South Carolina State University's board will have its first opportunity today to publicly question the school's finance leader on how millions of dollars for the James E. Clyburn University Transportation Center have been spent.
The discussion comes amid calls from two board members to conduct an audit to find out where millions of state and federal dollars that have passed through the center over the past 12 years went.
The discussion is being held in response to a June 14 Post and Courier report that revealed that 12 years after the center was launched, the site for a new building sits vacant, no transportation research is under way and the program lost its designation as a federal transportation center.
More than $50 million has flowed to the center since 1998 -- about half for transportation programs and half for the first phase of a new transportation complex to be named in honor of Clyburn, the U.S. House majority whip and a graduate of the state's only historically black public university.
John Smalls, the university's senior vice president of finance and facilities, will make a presentation at 9 a.m. today on the transportation center's finances as part of a larger discussion on the school's budget.
Finance officials have yet to explain how much of the transportation center money has been spent.
And S.C. State President George Cooper, who has held the school's top post for the past two years, has said he can't answer questions about the work of his predecessors.
The board voted June 15 not to renew Cooper's contract, which expires Wednesday.
S.C. State's board is in Charleston for a retreat, which runs through Wednesday morning at Charleston Place.
The board on Monday voted 7-5 with one abstention to hire Merl Code, a municipal judge and Greenville attorney with the Ogletree Deakins law firm, as interim president.
Seven members voted in favor of hiring Code: Earl Bridges, Lumus Byrd, Karl Green, Frederick Gallant, Martha Smith, Walter Tobin and Maurice Washington.
Board members Linda Edwards-Duncan, Robert Nance, Jonathan Pinson, Matthew Richardson and Lancelot Wright voted against hiring Code.
Trustee John Corbitt abstained.
Richardson, a Columbia attorney, voted with the majority of the board when it ousted Cooper.

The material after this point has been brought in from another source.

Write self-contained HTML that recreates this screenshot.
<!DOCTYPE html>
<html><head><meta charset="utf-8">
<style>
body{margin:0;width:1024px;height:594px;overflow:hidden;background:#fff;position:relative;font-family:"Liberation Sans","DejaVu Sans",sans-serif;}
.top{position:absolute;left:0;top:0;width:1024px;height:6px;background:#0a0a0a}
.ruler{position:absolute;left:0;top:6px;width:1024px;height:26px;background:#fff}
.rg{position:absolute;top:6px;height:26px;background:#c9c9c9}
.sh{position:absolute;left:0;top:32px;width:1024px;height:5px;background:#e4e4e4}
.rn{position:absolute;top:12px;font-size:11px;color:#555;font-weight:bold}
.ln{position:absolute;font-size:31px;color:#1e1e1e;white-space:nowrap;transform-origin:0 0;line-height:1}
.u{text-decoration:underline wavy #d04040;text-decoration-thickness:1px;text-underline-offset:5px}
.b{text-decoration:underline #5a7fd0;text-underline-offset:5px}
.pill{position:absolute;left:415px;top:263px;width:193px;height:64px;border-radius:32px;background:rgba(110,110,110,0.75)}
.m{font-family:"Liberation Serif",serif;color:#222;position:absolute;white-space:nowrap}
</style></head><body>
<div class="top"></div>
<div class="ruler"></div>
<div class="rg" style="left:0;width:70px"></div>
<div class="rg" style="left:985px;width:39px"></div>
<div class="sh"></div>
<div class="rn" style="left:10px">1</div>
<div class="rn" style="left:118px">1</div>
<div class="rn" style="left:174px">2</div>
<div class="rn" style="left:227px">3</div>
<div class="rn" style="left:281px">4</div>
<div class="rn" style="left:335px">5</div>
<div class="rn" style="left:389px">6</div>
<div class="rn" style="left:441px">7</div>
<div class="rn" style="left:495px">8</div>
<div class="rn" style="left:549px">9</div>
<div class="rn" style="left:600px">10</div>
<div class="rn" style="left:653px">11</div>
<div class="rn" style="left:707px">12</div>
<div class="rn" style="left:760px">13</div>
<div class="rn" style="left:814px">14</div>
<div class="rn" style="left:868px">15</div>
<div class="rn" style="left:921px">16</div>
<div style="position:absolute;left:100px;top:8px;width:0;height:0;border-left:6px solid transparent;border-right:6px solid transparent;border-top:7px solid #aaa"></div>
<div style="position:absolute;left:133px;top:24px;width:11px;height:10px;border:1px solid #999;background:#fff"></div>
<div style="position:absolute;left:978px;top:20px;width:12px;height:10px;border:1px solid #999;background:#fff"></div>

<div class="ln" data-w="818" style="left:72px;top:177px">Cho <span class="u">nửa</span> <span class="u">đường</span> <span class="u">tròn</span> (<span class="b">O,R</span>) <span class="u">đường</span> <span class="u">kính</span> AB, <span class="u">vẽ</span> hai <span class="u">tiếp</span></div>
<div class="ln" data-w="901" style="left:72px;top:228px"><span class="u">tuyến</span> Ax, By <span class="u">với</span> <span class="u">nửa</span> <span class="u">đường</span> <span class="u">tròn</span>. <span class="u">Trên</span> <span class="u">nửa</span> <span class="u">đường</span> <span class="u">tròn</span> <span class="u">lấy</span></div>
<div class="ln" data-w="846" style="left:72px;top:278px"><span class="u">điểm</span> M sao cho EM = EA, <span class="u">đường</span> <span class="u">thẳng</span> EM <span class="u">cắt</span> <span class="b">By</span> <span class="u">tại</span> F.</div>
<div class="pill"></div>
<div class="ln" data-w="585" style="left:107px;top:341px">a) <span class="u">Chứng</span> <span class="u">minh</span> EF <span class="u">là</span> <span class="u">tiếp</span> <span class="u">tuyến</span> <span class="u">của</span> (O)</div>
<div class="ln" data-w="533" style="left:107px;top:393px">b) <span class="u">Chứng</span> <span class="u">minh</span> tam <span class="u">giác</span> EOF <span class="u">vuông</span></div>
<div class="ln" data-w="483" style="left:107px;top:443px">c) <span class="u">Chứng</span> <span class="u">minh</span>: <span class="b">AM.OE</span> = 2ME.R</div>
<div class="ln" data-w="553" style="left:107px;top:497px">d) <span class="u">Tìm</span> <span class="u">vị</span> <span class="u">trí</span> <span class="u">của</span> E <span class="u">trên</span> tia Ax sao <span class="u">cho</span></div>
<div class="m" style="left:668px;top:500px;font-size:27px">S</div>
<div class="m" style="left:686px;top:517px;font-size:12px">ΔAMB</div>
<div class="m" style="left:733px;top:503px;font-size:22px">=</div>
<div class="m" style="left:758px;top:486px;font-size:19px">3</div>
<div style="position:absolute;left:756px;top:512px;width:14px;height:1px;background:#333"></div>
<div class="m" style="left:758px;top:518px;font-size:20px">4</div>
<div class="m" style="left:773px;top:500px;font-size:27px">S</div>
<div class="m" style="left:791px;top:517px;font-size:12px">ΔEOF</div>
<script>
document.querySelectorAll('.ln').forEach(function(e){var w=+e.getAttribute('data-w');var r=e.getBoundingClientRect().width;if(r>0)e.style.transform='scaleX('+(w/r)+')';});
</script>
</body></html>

But he said he did that only so he could bring the matter up at a later date. Board rules prohibit a trustee on the losing side of an issue to raise that issue again.

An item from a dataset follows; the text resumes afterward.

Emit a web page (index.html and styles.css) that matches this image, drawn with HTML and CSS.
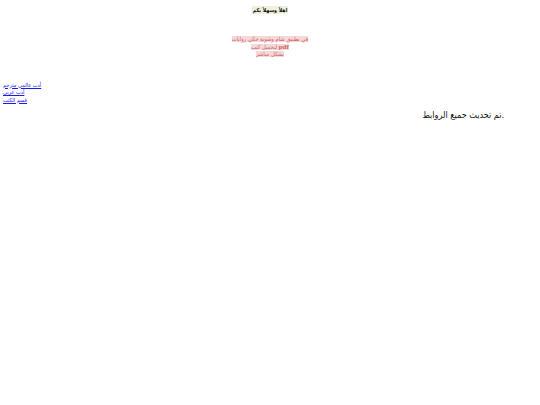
FILE: index.html
```html
<!DOCTYPE html>
<html>
<head>
<meta charset="utf-8">
<link rel="stylesheet" href="styles.css">
</head>
<body>
<div class="head"><span class="title">اهلاً وسهلاً بكم</span></div>
<div class="intro">
  <span class="note">في تطبيق شام وشوية حكي روايات</span><br>
  <span class="note">لتحميل كتب <b class="pdf">pdf</b></span><br>
  <span class="note">بشكل مباشر</span>
</div>
<div class="links">
  <a href="#" class="lnk">أدب عالمي مترجم</a><br>
  <a href="#" class="lnk">أدب عربي</a><br>
  <a href="#" class="lnk">قسم الكتب</a>
</div>
<p class="update">تم تحديث جميع الروابط.</p>
</body>
</html>
```
FILE: styles.css
```css
body {
  margin: 3px;
  font-family: "DejaVu Sans Condensed", "DejaVu Sans", sans-serif;
  font-stretch: condensed;
  background: #ffffff;
}
.head {
  text-align: center;
  padding-top: 3px;
  font-size: 5.3px;
  line-height: 9px;
}
.title {
  background: #f1f0de;
  font-weight: bold;
  color: #111;
  padding: 1px 1px;
}
.intro {
  margin-top: 21px;
  text-align: center;
  font-size: 5.8px;
  line-height: 7.5px;
}
.note {
  background: #f6d8d8;
  color: #c86464;
}
.pdf {
  font-family: "Liberation Serif", serif;
  font-size: 7px;
}
.links {
  margin-top: 23px;
  font-size: 5.6px;
  line-height: 7.5px;
}
.lnk {
  color: #1a1aee;
}
.update {
  margin: 6px 33px 0 0;
  text-align: right;
  font-size: 9px;
  color: #111;
}
```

Richardson said Monday that he plans during the first board meeting after July 1 to call for a vote to reverse the board's earlier decision to fire Cooper.
On July 1, Anderson attorney Robert Waldrep Jr. and Patricia Lott, past president of the university's alumni association, will replace trustees Byrd and Bridges, both of whom voted to fire Cooper.
Waldrep, who attended the meeting Monday, said he still is gathering information about issues concerning the university's top post. But, he added, he thinks stability is important for the school.
Lott, who also attended the meeting, said that she is an independent thinker.